In the data-driven era, when people hear the term data analysis, their first thought is often that it is an skill for corporate executives, managers, or professional data analysts. However, with the widespread adoption of the internet and the full digitalization of consumer behavior, data analysis has long transcended professional circles. It has quietly permeated every aspect of our daily lives, becoming a practical tool that even ordinary people can leverage. Examples include:

For e-commerce operators: By analyzing real-time product sales data and advertising performance, they can accurately adjust promotion strategies for key events like Black Friday. This makes every marketing investment more efficient and effectively boosts return on marketing (ROM).
For restaurant managers: Using order volume data from food delivery platforms, they can scientifically plan ingredient procurement and stock levels. This not only prevents order fulfillment issues due to insufficient stock but also reduces waste from excess ingredients, balancing costs and supply.
Even for ordinary stock investors: Analyzing the revenue data and quarterly profit-and-loss statements of their holdings helps them gain a clearer understanding of investment dynamics, providing references for future decisions.

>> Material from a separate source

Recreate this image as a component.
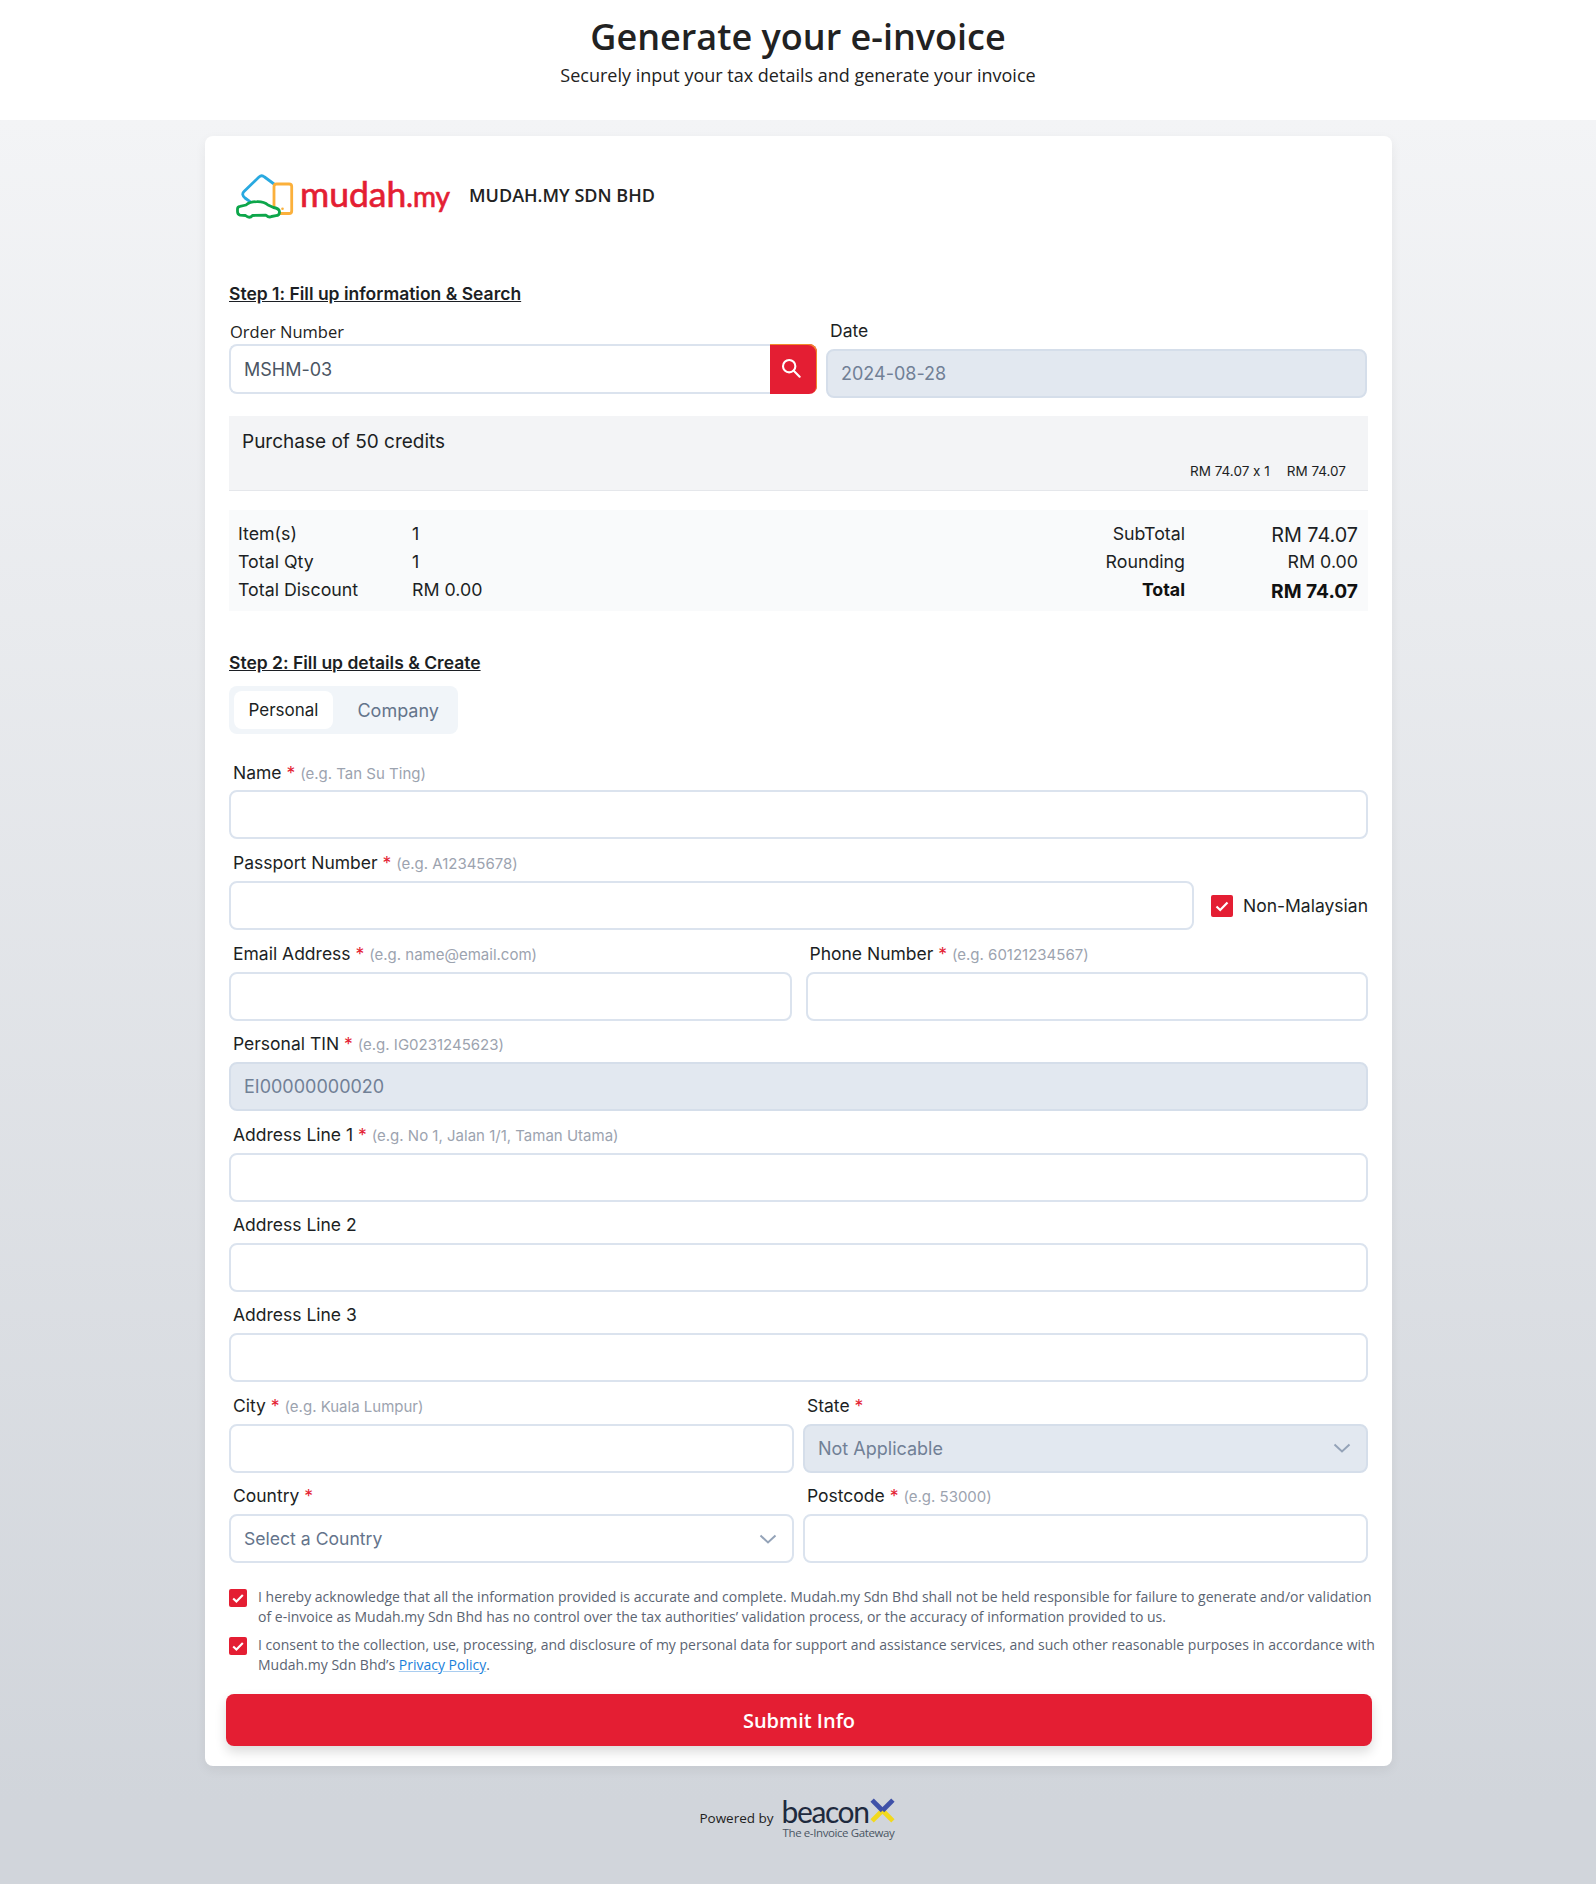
<div class="page">
  <header class="top">
    <h1>Generate your e-invoice</h1>
    <p>Securely input your tax details and generate your invoice</p>
  </header>

  <main class="card">
    <div class="brand">
      <div class="logo">
        <svg class="logo-icon" width="60" height="46" viewBox="0 0 60 46" fill="none" stroke-width="2.8" stroke-linejoin="round" stroke-linecap="round">
          <path d="M14 27.7 L9 24 Q5 20.5 8 17.5 L23 3 Q25.7 .6 28.5 3 L38 10" stroke="#29a9e0"/>
          <rect x="38" y="10" width="17.7" height="29.5" rx="2.6" stroke="#fbb03b"/>
          <circle cx="46.5" cy="34.7" r="1.3" fill="#fbb03b" stroke="none"/>
          <path d="M1.5 35 Q1.5 32.7 4 32.3 L10 31 Q14 27.7 21 27.7 Q28 27.5 32 31 L37.5 33.5 Q43.5 34.5 43.5 38 Q43.5 41.5 40 41.7 L35.5 42.5 Q33 44 30 41.2 L16.5 41.5 Q13.5 45 9.5 41.5 L4 41.2 Q1.5 40.5 1.5 37.5 Z" fill="#fff" stroke="#0da64a"/>
        </svg>
        <span class="logo-text">mudah<span class="logo-my">.my</span></span>
      </div>
      <span class="company">MUDAH.MY SDN BHD</span>
    </div>

    <h2 class="step first">Step 1: Fill up information &amp; Search</h2>

    <div class="search-row">
      <div class="order">
        <label class="order-label" for="order">Order Number</label>
        <div class="search-box">
          <input id="order" class="field joined" value="MSHM-03" />
          <button class="search-btn" aria-label="Search">
            <svg width="20" height="20" viewBox="0 0 22 22" fill="none" stroke="#fff" stroke-width="2.3" stroke-linecap="round">
              <circle cx="9" cy="9" r="6.8"/>
              <path d="M14 14 L20.5 20.5"/>
            </svg>
          </button>
        </div>
      </div>
      <div class="date">
        <label class="date-label" for="date">Date</label>
        <input id="date" class="field off" value="2024-08-28" disabled />
      </div>
    </div>

    <section class="purchase">
      <div class="purchase-name">Purchase of 50 credits</div>
      <div class="purchase-meta"><span>RM 74.07 x 1</span><span>RM 74.07</span></div>
    </section>

    <section class="summary">
      <dl class="sum-left">
        <dt>Item(s)</dt><dd>1</dd>
        <dt>Total Qty</dt><dd>1</dd>
        <dt>Total Discount</dt><dd>RM 0.00</dd>
      </dl>
      <dl class="sum-right">
        <dt>SubTotal</dt><dd class="big">RM 74.07</dd>
        <dt>Rounding</dt><dd>RM 0.00</dd>
        <dt class="strong">Total</dt><dd class="big strong">RM 74.07</dd>
      </dl>
    </section>

    <h2 class="step second">Step 2: Fill up details &amp; Create</h2>

    <div class="tabs">
      <button class="tab active">Personal</button>
      <button class="tab">Company</button>
    </div>

    <div class="form">
      <div class="f">
        <div class="lab lab-first">Name <b>*</b> <i>(e.g. Tan Su Ting)</i></div>
        <input class="field" />
      </div>

      <div class="row passport">
        <div class="f grow">
          <div class="lab">Passport Number <b>*</b> <i>(e.g. A12345678)</i></div>
          <input class="field" />
        </div>
        <div class="nonmy">
          <span class="check big-check">
            <svg width="16" height="16" viewBox="0 0 16 16" fill="none" stroke="#fff" stroke-width="2.2"><path d="M2.5 8.5 L6.2 12 L13.5 4.5"/></svg>
          </span>
          <span>Non-Malaysian</span>
        </div>
      </div>

      <div class="row even">
        <div class="f">
          <div class="lab">Email Address <b>*</b> <i>(e.g. name@email.com)</i></div>
          <input class="field" />
        </div>
        <div class="f">
          <div class="lab">Phone Number <b>*</b> <i>(e.g. 60121234567)</i></div>
          <input class="field" />
        </div>
      </div>

      <div class="f">
        <div class="lab">Personal TIN <b>*</b> <i>(e.g. IG0231245623)</i></div>
        <input class="field off" value="EI00000000020" disabled />
      </div>

      <div class="f">
        <div class="lab">Address Line 1 <b>*</b> <i>(e.g. No 1, Jalan 1/1, Taman Utama)</i></div>
        <input class="field" />
      </div>
      <div class="f">
        <div class="lab">Address Line 2</div>
        <input class="field" />
      </div>
      <div class="f">
        <div class="lab">Address Line 3</div>
        <input class="field" />
      </div>

      <div class="row tight">
        <div class="f">
          <div class="lab">City <b>*</b> <i>(e.g. Kuala Lumpur)</i></div>
          <input class="field" />
        </div>
        <div class="f">
          <div class="lab">State <b>*</b></div>
          <div class="field select off">
            <span>Not Applicable</span>
            <svg width="20" height="12" viewBox="0 0 20 12" fill="none" stroke="#94a3b8" stroke-width="2"><path d="M2.5 2.5 L10 9.5 L17.5 2.5"/></svg>
          </div>
        </div>
      </div>

      <div class="row tight">
        <div class="f">
          <div class="lab">Country <b>*</b></div>
          <div class="field select">
            <span class="muted">Select a Country</span>
            <svg width="20" height="12" viewBox="0 0 20 12" fill="none" stroke="#94a3b8" stroke-width="2"><path d="M2.5 2.5 L10 9.5 L17.5 2.5"/></svg>
          </div>
        </div>
        <div class="f">
          <div class="lab">Postcode <b>*</b> <i>(e.g. 53000)</i></div>
          <input class="field" />
        </div>
      </div>
    </div>

    <div class="terms">
      <div class="term">
        <span class="check">
          <svg width="14" height="14" viewBox="0 0 16 16" fill="none" stroke="#fff" stroke-width="2.4"><path d="M2.5 8.5 L6.2 12 L13.5 4.5"/></svg>
        </span>
        <p>I hereby acknowledge that all the information provided is accurate and complete. Mudah.my Sdn Bhd shall not be held responsible for failure to generate and/or validation of e-invoice as Mudah.my Sdn Bhd has no control over the tax authorities’ validation process, or the accuracy of information provided to us.</p>
      </div>
      <div class="term">
        <span class="check">
          <svg width="14" height="14" viewBox="0 0 16 16" fill="none" stroke="#fff" stroke-width="2.4"><path d="M2.5 8.5 L6.2 12 L13.5 4.5"/></svg>
        </span>
        <p>I consent to the collection, use, processing, and disclosure of my personal data for support and assistance services, and such other reasonable purposes in accordance with Mudah.my Sdn Bhd’s <a href="#privacy">Privacy Policy</a>.</p>
      </div>
    </div>

    <button class="submit">Submit Info</button>
  </main>

  <footer class="foot">
    <span class="powered">Powered by</span>
    <div class="beacon">
      <div class="beacon-top">
        <span class="beacon-word">beacon</span>
        <svg class="beacon-x" width="27" height="27" viewBox="0 0 26 26" fill="none" stroke-width="4.6">
          <path d="M3 23 L13 13" stroke="#f2d91d"/>
          <path d="M23 23 L13 13" stroke="#f2d91d"/>
          <path d="M3 3 L13 13" stroke="#3f51a8"/>
          <path d="M23 3 L13 13" stroke="#3f51a8"/>
        </svg>
      </div>
      <div class="beacon-sub">The e-Invoice Gateway</div>
    </div>
  </footer>
</div>

<style>
  :global(body) { margin: 0; }
  * { box-sizing: border-box; }
  .page {
    width: 1596px;
    height: 1884px;
    font-family: "Inter", "Liberation Sans", sans-serif;
    font-feature-settings: "calt" 0;
    color: #1c1f24;
    background: linear-gradient(to bottom, #f3f4f6 120px, #d1d5db 1800px);
    overflow: hidden;
  }
  .top {
    height: 120px;
    background: #fff;
    text-align: center;
    font-family: "Open Sans", sans-serif;
    padding-top: 14px;
    color: #222;
  }
  .top h1 { margin: 0; font-size: 36px; line-height: 46px; font-weight: 600; }
  .top p { margin: 1px 0 0; font-size: 18px; line-height: 28px; }

  .card {
    width: 1187px;
    height: 1630px;
    margin: 16px 0 0 205px;
    padding: 0 24px;
    background: #fff;
    border-radius: 8px;
    box-shadow: 0 4px 12px rgba(0,0,0,.06);
    position: relative;
  }
  .brand {
    height: 98px;
    padding: 38px 0 0 7px;
    display: flex;
    align-items: flex-start;
  }
  .logo { display: flex; align-items: flex-start; width: 233px; }
  .logo-icon { flex: none; }
  .logo-text {
    margin-left: 4px;
    margin-top: -3px;
    font-family: "Lato", sans-serif;
    font-weight: 400;
    font-size: 35.5px;
    line-height: 46px;
    color: #e41e33;
    -webkit-text-stroke: .7px #e41e33;
    white-space: nowrap;
  }
  .logo-my { font-size: 28px; }
  .company {
    font-family: "Open Sans", sans-serif;
    font-size: 18px;
    font-weight: 600;
    line-height: 24px;
    margin-top: 9px;
    color: #222;
  }

  .step {
    margin: 0;
    font-family: "Inter", sans-serif;
    font-size: 17.5px;
    font-weight: 600;
    line-height: 24px;
    text-decoration: underline;
    color: #1c1f24;
  }
  .step.first { margin-top: 48px; }
  .step.second { margin-top: 40px; }

  .search-row { display: flex; gap: 9px; margin-top: 12px; height: 74px; }
  .order { width: 588px; }
  .date { width: 541px; }
  .order-label {
    display: block;
    padding: 2px 0 0 1px;
    font-family: "Open Sans", sans-serif;
    font-size: 16.5px;
    font-weight: 500;
    line-height: 24px;
    height: 26px;
    color: #222;
  }
  .date-label {
    display: block;
    padding-left: 4px;
    font-size: 17.5px;
    line-height: 26px;
    height: 31px;
  }
  .search-box { display: flex; }
  .search-btn {
    flex: none;
    width: 47px;
    height: 50px;
    border: 0;
    padding: 0 5px 2px 0;
    background: #e41e33;
    border-radius: 0 8px 8px 0;
    box-shadow: inset -1px 1px 0 #f08a2c;
    display: flex;
    align-items: center;
    justify-content: center;
  }

  .field {
    display: block;
    width: 100%;
    height: 49px;
    border: 2px solid #dbe3ee;
    border-radius: 8px;
    background: #fff;
    padding: 0 13px;
    font: inherit;
    font-size: 18px;
    color: #4b5563;
    outline: none;
  }
  .field.joined { border-radius: 8px 0 0 8px; border-right: 0; height: 50px; }
  .field.off { background: #e2e8f0; border-color: #d5deea; color: #64748b; opacity: 1; -webkit-text-fill-color: #718096; }
  .select { display: flex; align-items: center; justify-content: space-between; padding-right: 14px; }
  .select .muted { color: #64748b; font-size: 17.6px; }
  .select.off { color: #718096; }

  .purchase {
    margin-top: 24px;
    height: 75px;
    background: #f3f4f6;
    border-bottom: 1px solid #e5e7eb;
    padding: 13px 22px 0 13px;
  }
  .purchase-name { font-size: 19px; line-height: 26px; }
  .purchase-meta {
    display: flex;
    justify-content: flex-end;
    gap: 17px;
    margin-top: 6px;
    font-size: 13.5px;
    line-height: 20px;
  }

  .summary {
    margin-top: 19px;
    height: 101px;
    background: #f9fafb;
    padding: 10px 10px 0 9px;
    display: flex;
    justify-content: space-between;
    align-items: flex-start;
    font-size: 17.8px;
    line-height: 28px;
  }
  dl { margin: 0; display: grid; }
  dd { margin: 0; }
  .sum-left { grid-template-columns: 174px auto; }
  .sum-right { grid-template-columns: 100px 173px; text-align: right; }
  .sum-right .big { font-size: 19.8px; transform: translateY(1px); }
  .sum-right .big.strong { font-size: 19.2px; }
  .strong { font-weight: 700; color: #111; }

  .tabs {
    display: flex;
    width: 229px;
    height: 48px;
    margin-top: 11px;
    padding: 5px;
    background: #f1f5f9;
    border-radius: 8px;
    gap: 9.5px;
  }
  .tab {
    border: 0;
    background: transparent;
    border-radius: 8px;
    height: 38px;
    padding: 0 15px;
    font: inherit;
    font-size: 18px;
    color: #64748b;
  }
  .tab.active { background: #fff; color: #1c1f24; font-size: 17px; padding: 0 14.5px; }

  .form { margin-top: 15px; display: flex; flex-direction: column; }
  .f { min-width: 0; }
  .lab {
    height: 30px;
    margin-top: 11.4px;
    padding-left: 4px;
    font-size: 17.5px;
    line-height: 24px;
    white-space: nowrap;
  }
  .lab-first { height: 29px; margin-top: 12.4px; }
  .lab b { color: #e41e33; font-weight: 400; }
  .lab i { font-style: normal; font-size: 15px; color: #9ca3af; }

  .row { display: flex; }
  .row .f { flex: 1 1 0; }
  .row.passport { gap: 18px; }
  .row.even { gap: 14px; }
  .row.tight { gap: 9px; }
  .nonmy {
    flex: none;
    display: flex;
    align-items: center;
    gap: 10px;
    font-size: 17.5px;
    margin-top: 42px;
    height: 49px;
    width: 156px;
    justify-content: flex-end;
    white-space: nowrap;
  }
  .check {
    flex: none;
    width: 18px;
    height: 18px;
    border-radius: 2px;
    background: #e41e33;
    display: flex;
    align-items: center;
    justify-content: center;
  }
  .big-check { width: 22px; height: 22px; }

  .terms { margin-top: 24px; width: 1148px; }
  .term { display: flex; gap: 11px; margin-bottom: 8px; }
  .term p {
    margin: 0;
    flex: 1;
    font-family: "Open Sans", sans-serif;
    font-size: 14px;
    line-height: 20px;
    color: #5b6472;
  }
  .term .check { margin-top: 2px; }
  .term a { color: #1a7fdb; text-decoration: underline; text-decoration-color: #a9cdf0; }

  .submit {
    position: absolute;
    left: 21px;
    bottom: 20px;
    width: 1146px;
    height: 52px;
    border: 0;
    border-radius: 8px;
    background: #e41e33;
    color: #fff;
    font-family: "Open Sans", sans-serif;
    font-size: 20px;
    font-weight: 600;
    box-shadow: 0 6px 12px rgba(0,0,0,.14);
  }

  .foot {
    margin-top: 30px;
    display: flex;
    justify-content: center;
    align-items: flex-start;
    gap: 9px;
  }
  .powered { font-family: "Open Sans", sans-serif; font-size: 13.5px; margin-top: 13px; color: #222; }
  .beacon { width: 114px; }
  .beacon-top { display: flex; align-items: flex-end; height: 30px; margin-left: -1px; }
  .beacon-x { margin-bottom: 2px; flex: none; }
  .beacon-word {
    font-family: "Lato", sans-serif;
    font-size: 30px;
    line-height: 30px;
    letter-spacing: -1.4px;
    color: #1e2a3e;
  }
  .beacon-sub { font-family: "Open Sans", sans-serif; font-size: 11.5px; line-height: 14px; color: #4b5563; letter-spacing: -.4px; margin-top: 0; white-space: nowrap; }
</style>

Today, every online interaction—from online shopping and food delivery to ride-hailing and apartment hunting—generates massive amounts of data. User-Facing Analytics transforms these fragmented data points into intuitive, easy-to-understand insights. This enables small business owners, individual operators, and even ordinary consumers to easily interpret the information behind the data and truly benefit from it.

Core Challenges of User-Facing Analytics

Unlike traditional enterprise-internal Business Intelligence (BI), User-Facing Analytics may serve millions or even billions of users. These users have scattered, diverse needs and higher requirements for real-time performance and usability, leading to three core challenges:

Data Freshness

Traditional BI typically relies on T+1 (previous day) data. For example, a company manager reviewing last month’s sales report would not be significantly affected by a 1-day delay. However, in User-Facing Analytics, minimizing the time from data generation to user visibility is critical—especially in scenarios requiring real-time decisions (e.g., algorithmic trading), where real-time market data directly impacts decision-making responsiveness. The challenges here include:

High-throughput data inflow: A top live-streaming e-commerce platform can generate tens of thousands of log entries per second (from user clicks, cart additions, and purchases) during a single live broadcast, with daily data volumes reaching dozens of terabytes. Traditional data processing systems struggle to handle this load.
High-frequency data updates: In addition to user behavior data, information such as product inventory, prices, and coupons may update multiple times per second (e.g., temporary discount adjustments during live streams). Systems must simultaneously handle read (users viewing data) and write (data updates) requests, which easily leads to delays.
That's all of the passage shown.